I have mom friends all over the spectrum. Some have never uttered their kids’ names online. They have explicitly told others they do not want them posting pictures taken at a birthday party or at a playdate. On the other end, many friends post photos and updates of every doctor visit, field trip, sick day, and more. Within these two extremes was a lesson of what kind of steward I want to be of my young kids’ online lives.
In this age of information overload, it speaks to issues of dignity and empowerment. My husband and I want our kids to be responsible individuals who feel in control of themselves. It’s the same reason we don’t force them to hug someone, the same reason we stop roughhousing with them when they tell us to. So who is giving us permission to give their information, let alone their privacy, away online?
Think about a child recovering from her first asthma attack, or his playing princess in his sister’s clothes. When I post about my child’s vulnerable moment, however scary or silly or memorable, it’s no longer just our moment. It becomes part of the Facebook machine. No longer do I have complete control over who sees it, who uses it and for what purpose, who judges it and how.
That time my newborn was readmitted to the hospital because of severe weight loss? A part of me wanted to post about it, get the support I desperately wanted, save some time by updating everyone at once. But it didn’t seem right; it was now his tiny life, his privacy that I had to consider. That picture I took of my son when he broke out in hives? Had I posted it, he undoubtedly would have gotten some well wishes, but when he gets older he might not appreciate others having had access to that moment in his life. That picture I took the other night of him and his sister in the bath? Adorbs. Was I going to post it? Absolutely not.

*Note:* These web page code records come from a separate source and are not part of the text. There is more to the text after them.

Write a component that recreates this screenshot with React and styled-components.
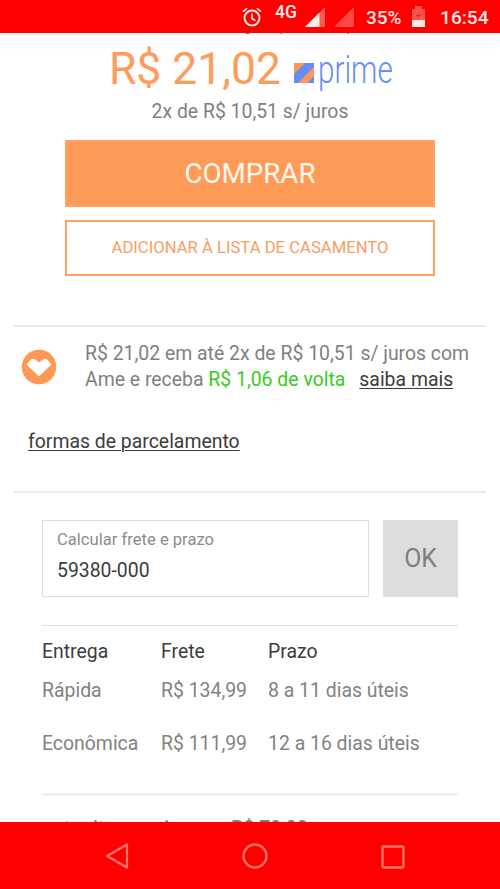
import styled, { createGlobalStyle } from 'styled-components';

const GlobalStyle = createGlobalStyle`
	* {
		box-sizing: border-box;
	}

	body {
		margin: 0;
		background: #fff;
		font-family: Roboto, 'Liberation Sans', sans-serif;
	}

	button,
	input {
		font-family: inherit;
		border-radius: 0;
	}
`;

const Screen = styled.div`
	width: 500px;
	height: 889px;
	display: flex;
	flex-direction: column;
	overflow: hidden;
	color: #7f7f7f;
`;

const StatusBar = styled.header`
	flex: none;
	height: 33px;
	display: flex;
	align-items: center;
	justify-content: flex-end;
	padding-right: 12px;
	background: #f00;
	color: #ffe9e5;

	svg {
		display: block;
		flex: none;
	}
`;

const StatusText = styled.span`
	font-size: ${(props) => props.$size || 19}px;
	line-height: 22px;
	font-weight: 500;
	white-space: nowrap;
	width: ${(props) => props.$width}px;
	margin-left: ${(props) => props.$gap}px;
	margin-top: ${(props) => props.$top || 0}px;
`;

const StatusIcon = styled.svg`
	margin-left: ${(props) => props.$gap || 0}px;
`;

const Content = styled.main`
	flex: 1;
	min-height: 0;
	overflow: hidden;
	display: flex;
	flex-direction: column;
`;

const Seller = styled.p`
	flex: none;
	height: 20px;
	margin: -19px 0 0;
	padding-right: 33px;
	font-size: 19.4px;
	line-height: 20px;
	text-align: center;
`;

const PriceRow = styled.div`
	flex: none;
	height: 67px;
	display: flex;
	padding-left: 109px;
`;

const Price = styled.strong`
	width: 185px;
	font-size: 44.4px;
	line-height: 70px;
	font-weight: 400;
	white-space: nowrap;
	color: #ff9b5b;
`;

const Installments = styled.p`
	flex: none;
	margin: 0;
	height: 39px;
	font-size: 19.4px;
	line-height: 22px;
	text-align: center;
`;

const Actions = styled.div`
	flex: none;
	display: flex;
	flex-direction: column;
	gap: 13px;
	padding: 0 65px 49px;
`;

const ActionButton = styled.button`
	height: ${(props) => props.$outline ? 56 : 67}px;
	padding: 0 0 ${(props) => props.$outline ? 1 : 0}px;
	border: 2px solid #ffa064;
	background: ${(props) => props.$outline ? '#fff' : '#ff9b59'};
	color: ${(props) => props.$outline ? '#f99d62' : '#fff8ee'};
	font-size: ${(props) => props.$outline ? 16.66 : 27.7}px;
`;

const Payment = styled.section`
	flex: none;
	height: 168px;
	margin: 0 14px;
	border-top: 2px solid #ebebeb;
	border-bottom: 2px solid #ebebeb;
`;

const AmeRow = styled.div`
	display: flex;
	padding: 14px 0 0 7px;
`;

const AmeIcon = styled.svg`
	flex: none;
	margin: 8px 28px 0 0;
`;

const AmeText = styled.p`
	margin: 0;
	font-size: 19.42px;
	line-height: 26px;
	white-space: nowrap;
`;

const Cashback = styled.span`
	color: #36cd20;
	margin-right: 14px;
`;

const Link = styled.a`
	color: #3c3c3c;
	text-decoration: underline;
	text-decoration-thickness: 1px;
	text-underline-offset: 2px;
	text-decoration-skip-ink: ${(props) => props.$skip ? 'auto' : 'none'};
`;

const PaymentMethods = styled.p`
	margin: 36px 0 0 14px;
	font-size: 19.42px;
	line-height: 26px;
`;

const Shipping = styled.section`
	flex: none;
	margin: 0 42px;
	padding-top: 27px;
`;

const ZipForm = styled.form`
	display: flex;
	gap: 14px;
	height: 77px;
`;

const ZipField = styled.label`
	width: 328px;
	display: flex;
	flex-direction: column;
	padding: 7px 15px 0 14px;
	border: 1px solid #dedede;
	font-size: 16.6px;
	line-height: 24px;
	color: #8c8c8c;
`;

const ZipInput = styled.input`
	height: 26px;
	margin-top: 5px;
	padding: 0;
	border: 0;
	outline: 0;
	font-size: 19.4px;
	color: #3c3c3c;
`;

const OkButton = styled.button`
	width: 75px;
	border: 0;
	padding: 0 0 1px;
	background: #ddd;
	color: #7d7d7d;
	font-size: 24.9px;
`;

const Table = styled.div`
	margin-top: 28px;
	padding-top: 6px;
	height: 171px;
	border-top: 1px solid #e0e0e0;
	border-bottom: 3px solid #f2f2f2;
`;

const Row = styled.div`
	display: grid;
	grid-template-columns: 119px 107px 1fr;
	height: ${(props) => props.$head ? 39 : 53}px;
	font-size: 19.42px;
	line-height: 40px;
	white-space: nowrap;
	color: ${(props) => props.$head ? '#3c3c3c' : '#828282'};
`;

const OtherOffer = styled.p`
	display: grid;
	grid-template-columns: 189px 1fr;
	margin: 20px 0 0;
	font-size: 19.5px;
	line-height: 26px;
	font-weight: 500;
	white-space: nowrap;
`;

const NavBar = styled.nav`
	flex: none;
	height: 67px;
	display: flex;
	align-items: center;
	justify-content: space-between;
	padding: 0 94px 0 104px;
	background: #f00;

	svg {
		display: block;
		fill: none;
		stroke: #ff7468;
		stroke-width: 2.3;
	}
`;

const PrimeMark = styled.div`
	display: flex;
	align-items: flex-start;

	svg {
		margin-top: 29px;
	}
`;

const PrimeName = styled.span`
	display: block;
	width: 76px;
	margin-left: 4px;
	color: #668ff3;
	font-size: 38.5px;
	font-weight: 300;
	line-height: 72px;
	transform: scaleX(0.77);
	transform-origin: left;
`;

const deliveries = [
	{ name: 'Rápida', price: 'R$ 134,99', time: '8 a 11 dias úteis' },
	{ name: 'Econômica', price: 'R$ 111,99', time: '12 a 16 dias úteis' },
];

const PhoneStatus = () => (
	<StatusBar>
		<StatusIcon width="20" height="20" viewBox="0 0 20 20" fill="none" stroke="currentColor" strokeWidth="2">
			<circle cx="10" cy="11" r="7.5" />
			<path d="M10 6.5v5l3.3 2.1M1 4.7 5 1.3M15 1.3l4 3.4" strokeWidth="1.7" />
		</StatusIcon>
		<StatusText $size={17.5} $width={24} $gap={13} $top={-9}>4G</StatusText>
		<StatusIcon $gap={6} width="20" height="20" viewBox="0 0 20 20">
			<path d="M0 20 20 0v20z" fill="#ff5a50" />
			<path d="M0 20 14.5 5.5V20z" fill="currentColor" />
		</StatusIcon>
		<StatusIcon $gap={9} width="20" height="20" viewBox="0 0 20 20">
			<path d="M0 20 20 0v20z" fill="#ff4a42" />
		</StatusIcon>
		<StatusText $width={37} $gap={12} $size={19} $top={2}>35%</StatusText>
		<StatusIcon $gap={9} width="13" height="21" viewBox="0 0 13 21">
			<path d="M0 3h3V0h7v3h3v11H0z" fill="#ff514a" />
			<path d="M0 14h13v7H0z" fill="currentColor" />
			<path d="M6.500 7v5M4 9.500h5" stroke="#c33" strokeWidth="1" />
		</StatusIcon>
		<StatusText $width={48} $gap={15} $size={19.2} $top={2}>16:54</StatusText>
	</StatusBar>
);

const Prime = () => (
	<PrimeMark>
		<svg width="20" height="20" viewBox="0 0 20 20">
			<path d="M0 0h20v20H0z" fill="#628df5" />
			<path d="M0 0h11L0 11zM20 4v9l-7 7H4z" fill="#ff9659" />
		</svg>
		<PrimeName>prime</PrimeName>
	</PrimeMark>
);

const App = () => (
	<>
		<GlobalStyle />
		<Screen>
			<PhoneStatus />
			<Content>
				<Seller>vendido e entregue por Shop</Seller>
				<PriceRow>
					<Price>R$ 21,02</Price>
					<Prime />
				</PriceRow>
				<Installments>2x de R$ 10,51 s/ juros</Installments>
				<Actions>
					<ActionButton>COMPRAR</ActionButton>
					<ActionButton $outline>ADICIONAR À LISTA DE CASAMENTO</ActionButton>
				</Actions>
				<Payment>
					<AmeRow>
						<AmeIcon width="36" height="36" viewBox="0 0 36 36">
							<circle cx="18" cy="18" r="17.3" fill="#ff9855" />
							<path d="m6 15.5 4.500-5h3l4.500 3.500 4.500-3.500h3l4.500 5L18 27z" fill="#fff" stroke="#fff" strokeLinejoin="round" />
						</AmeIcon>
						<AmeText>
							R$ 21,02 em até 2x de R$ 10,51 s/ juros com
							<br />
							Ame e receba <Cashback>R$ 1,06 de volta</Cashback>
							<Link>saiba mais</Link>
						</AmeText>
					</AmeRow>
					<PaymentMethods>
						<Link $skip>formas de parcelamento</Link>
					</PaymentMethods>
				</Payment>
				<Shipping>
					<ZipForm>
						<ZipField>
							Calcular frete e prazo
							<ZipInput defaultValue="59380-000" />
						</ZipField>
						<OkButton type="button">OK</OkButton>
					</ZipForm>
					<Table>
						<Row $head>
							<span>Entrega</span>
							<span>Frete</span>
							<span>Prazo</span>
						</Row>
						{deliveries.map((delivery) => (
							<Row key={delivery.name}>
								<span>{delivery.name}</span>
								<span>{delivery.price}</span>
								<span>{delivery.time}</span>
							</Row>
						))}
					</Table>
					<OtherOffer>
						<span>outro item mais caro</span>
						<span>R$ 79,90</span>
					</OtherOffer>
				</Shipping>
			</Content>
			<NavBar>
				<svg width="26" height="26" viewBox="0 0 26 26">
					<path d="M23 1.5v23L3 13z" strokeLinejoin="round" />
				</svg>
				<svg width="26" height="26" viewBox="0 0 26 26">
					<circle cx="13" cy="13" r="11.5" />
				</svg>
				<svg width="26" height="26" viewBox="0 0 26 26">
					<rect x="2.500" y="3.500" width="21" height="21" rx="1" />
				</svg>
			</NavBar>
		</Screen>
	</>
);

export default App;
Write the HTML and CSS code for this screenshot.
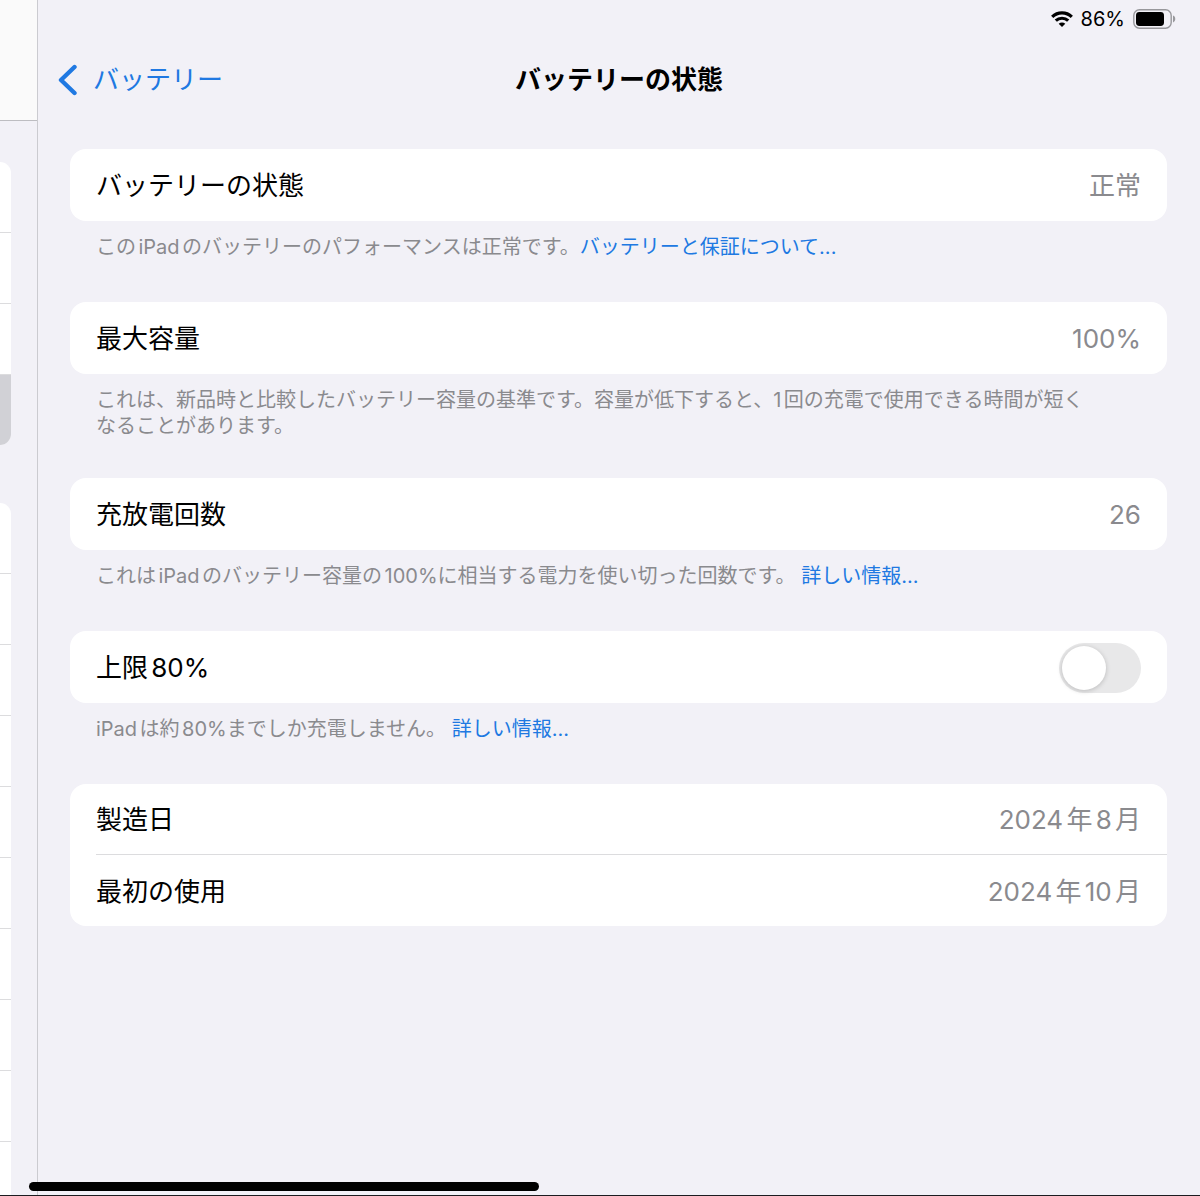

How would my child feel if she meets a stranger who knows most everything about her?
To be sure, I understand the need to reach out and share, to keep long-distance friends and family updated on our kids’ lives. Most of my family and close friends live across the country, a few across the world. I would love to brighten their day with a photo of my daughter’s tongue hanging out or my son playing tea. And I do acknowledge that Facebook is responsible for creating support networks that would otherwise not exist.
Sometimes it feels like a constant balance between wanting to foster community and simply oversharing. Before I post something, I look at things this way: will she appreciate this moment etched in digital memory forever? Might this embarrass him someday? Is there another way to reach out and build support? Despite its recent troubles, I don’t see Facebook going away anytime soon. But if not Facebook, some other social media platform will be there waiting, asking us to give our children’s dignity away in the name of sharing.
Our kids are growing up online. And we’re forcing them.
These days I want to simplify. I remember sharing pictures online in private photo albums. I remember calling friends and family to update them on a child’s injury, diagnosis, or a first date, and holiday cards being special because they contained pictures not previously posted. I look around and realize I’ve been too eager to casually share precious material, that I’ve traded intentional communication for tell-all sharing which, many times, results in less-than-mindful support in the form of quick comments and sad faces, all regarding information that’s not really mine to share in the first place.